McCloskey and his wife, Margaret, the daughter of children's author
Ruth Sawyer Durand, and their daughters, Sally and Jane, spent summers
on Scott Island in Maine, leading to "Blueberries for Sal" (1948), "One
Morning in Maine" (1952), and "Time of Wonder" (1957), for which he won
a second Caldecott Medal. 

"Blueberries for Sal" is the story of his wife and daughter
encountering a mother bear and cub while picking blueberries on Deer
Isle. 

The setting for "One Morning in Maine," a story in which young Sal
loses her first tooth, is a garage in South Brooksville, where people
touched by the story still visit. 

"Time of Wonder" features McCloskey and his daughters going to South
Brooksville for groceries and gasoline before a big storm. 

In his 1943 book "Homer Price," McCloskey drew upon his childhood roots
in the Midwest to write about a young inventor. 

McCloskey later recalled some of his own fanciful inventions, including
a failed attempt to make a cotton candy machine. He was having trouble
creating a heating element to melt the sugar. 

"So I put molasses in there. When I turned it on, the molasses shot out
everywhere and formed a wide band that covered the walls, the curtains
and the whole front of me," he told the Bangor Daily News in 1996. 

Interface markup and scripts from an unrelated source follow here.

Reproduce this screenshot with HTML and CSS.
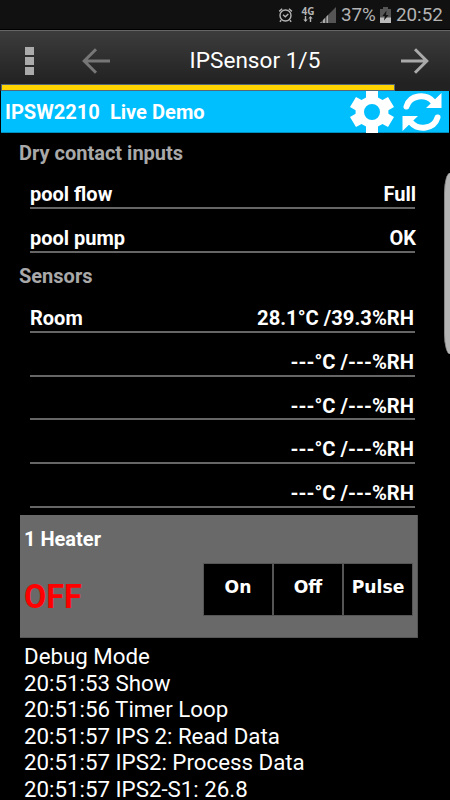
FILE: index.html
```html
<!DOCTYPE html>
<html lang="en">
	<head>
		<meta charset="utf-8">
		<title>IPSensor</title>
		<link rel="stylesheet" href="styles.css">
	</head>

	<body>
		<div class="status">
			<svg class="alarm" width="16" height="16" viewBox="0 0 16 16">
				<circle cx="7.500" cy="8.500" r="5.500"/>
				<path d="M1.200 4.400 4.200 1.800M13.900 4.400 10.900 1.800M3.200 13.200 1.900 14.800M11.900 13.200l1.300 1.600M5 7.800 7.300 9.800 10.300 7"/>
			</svg>
			<div class="network">
				<span>4G</span>
				<svg width="10" height="6" viewBox="0 0 10 6">
					<path d="M2.500 6 .3 3.500h1.500V0h1.400v3.500h1.500zM7.500 0l2.200 2.500H8.200V6H6.800V2.500H5.300z"/>
				</svg>
			</div>
			<svg class="signal" width="16" height="16" viewBox="0 0 16 16">
				<path fill="#555" d="M16 0v16H0z"/>
				<path fill="#aaa" d="M0 16l1.500-1.500V16zM3 16v-3l2-2v5zM6.500 16V9.500l1.500-1.500v8z"/>
			</svg>
			<span class="percent">37%</span>
			<svg class="battery" width="11" height="16" viewBox="0 0 11 16">
				<path fill="#555" d="M3 0h5v2h3v14H0V2h3z"/>
				<path fill="#bbb" d="M0 10.500h11V16H0z"/>
				<path fill="#111" d="M6.500 3.500 2.500 9h2.300L4 13.500 8.500 8H6z"/>
			</svg>
			<span class="clock">20:52</span>
		</div>

		<div class="toolbar">
			<div class="menu"><i></i><i></i><i></i></div>
			<svg class="arrow back" width="28" height="26" viewBox="0 0 28 26">
				<path d="M14 1.200 2.200 13 14 24.800M2.200 13H28"/>
			</svg>
			<h1>IPSensor 1/5</h1>
			<svg class="arrow next" width="28" height="26" viewBox="0 0 28 26">
				<path d="M14 1.200 25.800 13 14 24.800M25.800 13H0"/>
			</svg>
		</div>
		<div class="progress"><div class="bar"></div></div>

		<div class="device">
			<span class="name">IPSW2210&nbsp; Live Demo</span>
			<svg class="gear" width="44" height="42" viewBox="0 0 44 42">
				<path fill-rule="evenodd" d="M16 0h12v6.500l4.500 2.600 5.500-3.200 6 10.200-5.600 3.200v3.400l5.600 3.200-6 10.200-5.500-3.200L28 35.500V42H16v-6.500l-4.500-2.600L6 36.100 0 25.900l5.600-3.200v-3.400L0 16.100 6 5.900l5.500 3.200L16 6.500zM22 13a8 8 0 1 0 0 16 8 8 0 1 0 0-16z"/>
			</svg>
			<svg class="refresh" width="40" height="40" viewBox="0 0 40 40">
				<path class="ring" d="M4.500 14.500C8 2.500 24 1.500 31 9.500M35.500 25.500C32 37.500 16 38.500 9 30.500"/>
				<path d="M39.500 1v15H24zM.5 39V24H16z"/>
			</svg>
		</div>

		<div class="inputs">
			<h2>Dry contact inputs</h2>
			<div class="row"><span>pool flow</span><span class="contact">Full</span></div>
			<div class="row"><span>pool pump</span><span class="contact">OK</span></div>
		</div>
		<div class="sensors">
			<h2>Sensors</h2>
			<div class="row"><span>Room</span><span class="reading">28.1°C /39.3%RH</span></div>
			<div class="row"><span></span><span class="reading">---°C /---%RH</span></div>
			<div class="row"><span></span><span class="reading">---°C /---%RH</span></div>
			<div class="row"><span></span><span class="reading">---°C /---%RH</span></div>
			<div class="row"><span></span><span class="reading">---°C /---%RH</span></div>
		</div>

		<div class="output">
			<h3>1 Heater</h3>
			<div class="control">
				<span class="state">OFF</span>
				<button type="button">On</button>
				<button type="button">Off</button>
				<button type="button">Pulse</button>
			</div>
		</div>

		<div class="debug">
			<div>Debug Mode</div>
			<div>20:51:53 Show</div>
			<div>20:51:56 Timer Loop</div>
			<div>20:51:57 IPS 2: Read Data</div>
			<div>20:51:57 IPS2: Process Data</div>
			<div>20:51:57 IPS2-S1: 26.8</div>
		</div>

		<!-- edge panel handle, floats over the page -->
		<div class="handle"></div>
	</body>
</html>
```

FILE: styles.css
```css
* {
	box-sizing: border-box;
}

body {
	position: relative;
	margin: 0;
	height: 800px;
	overflow: hidden;
	background: #000;
	color: #fff;
	font-family: Roboto, sans-serif;
}

h1, h2, h3 {
	margin: 0;
}

/* status bar */
.status {
	display: flex;
	align-items: center;
	height: 30px;
	padding-left: 278px;
	background: #111;
	border-bottom: 1px solid #000;
	color: #b4b4b4;
	font-size: 18.8px;
	line-height: 31px;
}

.alarm {
	fill: none;
	stroke: #b4b4b4;
	stroke-width: 1.4;
}

.network {
	display: flex;
	flex-direction: column;
	align-items: center;
	width: 12px;
	margin-left: 8px;
	font: bold 10px/9px "Open Sans", sans-serif;
}

.network svg {
	fill: #b4b4b4;
}

.signal {
	margin-left: 6px;
}

.percent {
	width: 35px;
	margin-left: 5px;
	padding-top: 2px;
}

.battery {
	margin-left: 4px;
}

.clock {
	margin-left: 5px;
	padding-top: 2px;
}

/* toolbar */
.toolbar {
	display: flex;
	align-items: center;
	height: 54px;
	padding: 6px 21px 0 25px;
	border-top: 1px solid #666;
	background: linear-gradient(#3c3c3c, #222);
}

.menu {
	display: flex;
	flex-direction: column;
	gap: 2px;
	width: 9px;
}

.menu i {
	height: 8px;
	background: #aaa;
}

.arrow {
	fill: none;
	stroke: #aaa;
	stroke-width: 3;
}

.back {
	margin-left: 48px;
	stroke: #777;
}

.toolbar h1 {
	flex: 1;
	padding-right: 1px;
	font-size: 22.6px;
	font-weight: normal;
	text-align: center;
}

.progress {
	height: 7px;
	padding-left: 1px;
	background: #222;
}

.bar {
	width: 394px;
	height: 7px;
	border: 1px solid #567;
	background: #ffd400;
}

/* device header */
.device {
	display: flex;
	align-items: center;
	height: 42px;
	margin: 0 1px;
	padding-left: 4px;
	background: #00bfff;
	border-bottom: 1px solid #0090c0;
	font-size: 20.1px;
	font-weight: bold;
}

.name {
	width: 345px;
}

.gear {
	fill: #fff;
}

.refresh {
	margin-left: 8px;
	fill: #fff;
}

.ring {
	fill: none;
	stroke: #fff;
	stroke-width: 6;
	stroke-linecap: round;
}

/* readings */
h2 {
	height: 32px;
	padding-left: 19px;
	color: #a9a9a9;
	font-size: 20px;
	line-height: 40px;
}

.inputs {
	height: 120px;
}

.sensors {
	height: 262px;
}

.sensors h2 {
	height: 36px;
	line-height: 47px;
}

.row {
	display: flex;
	justify-content: space-between;
	height: 43.8px;
	margin: 0 35px 0 30px;
	border-bottom: 2px solid #666;
	font-size: 20px;
	font-weight: bold;
	line-height: 59px;
}

.contact {
	margin-right: -1px;
}

.reading {
	margin-right: 1px;
	font-size: 20.2px;
}

/* output panel */
.output {
	width: 398px;
	height: 123px;
	margin-left: 20px;
	padding: 12px 5px 0 4px;
	background: #696969;
	border: solid #555;
	border-width: 0 1px 1px 0;
}

h3 {
	height: 37px;
	font-size: 20px;
	line-height: 25px;
}

.control {
	display: flex;
	gap: 2px;
}

.state {
	flex: 1;
	color: #f00;
	font-size: 32.3px;
	font-weight: bold;
	line-height: 67px;
}

button {
	width: 68px;
	height: 51px;
	padding: 0 0 6px;
	border: 0;
	outline: 1px solid #555;
	background: #000;
	color: #fff;
	font: bold 17.2px "DejaVu Sans", sans-serif;
}

.debug {
	height: 162px;
	margin-top: -1px;
	padding: 6px 0 0 24px;
	font-size: 22.3px;
	line-height: 26.6px;
}

.handle {
	position: absolute;
	top: 173px;
	right: 0;
	width: 6px;
	height: 181px;
	border-left: 1px solid #888;
	border-radius: 6px 0 0 6px / 20px 0 0 20px;
	background: #b4b4b4;
}
```
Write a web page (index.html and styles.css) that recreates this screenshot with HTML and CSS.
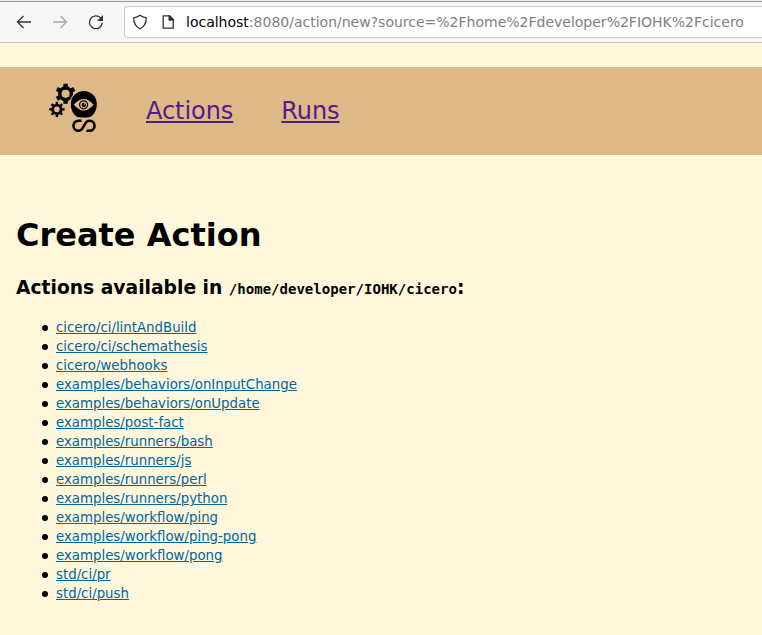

When he was a child, his parents encouraged him to develop his skills
as a musician and he played the piano, drums, oboe and harmonica.
Later, he became intrigued by motors and gadgets and fancied himself to
be an inventor. 

That all changed, he said, when he started making drawings for the high
school annual. That led to the art scholarship in Boston and his first
commission, bas-reliefs for his hometown municipal building.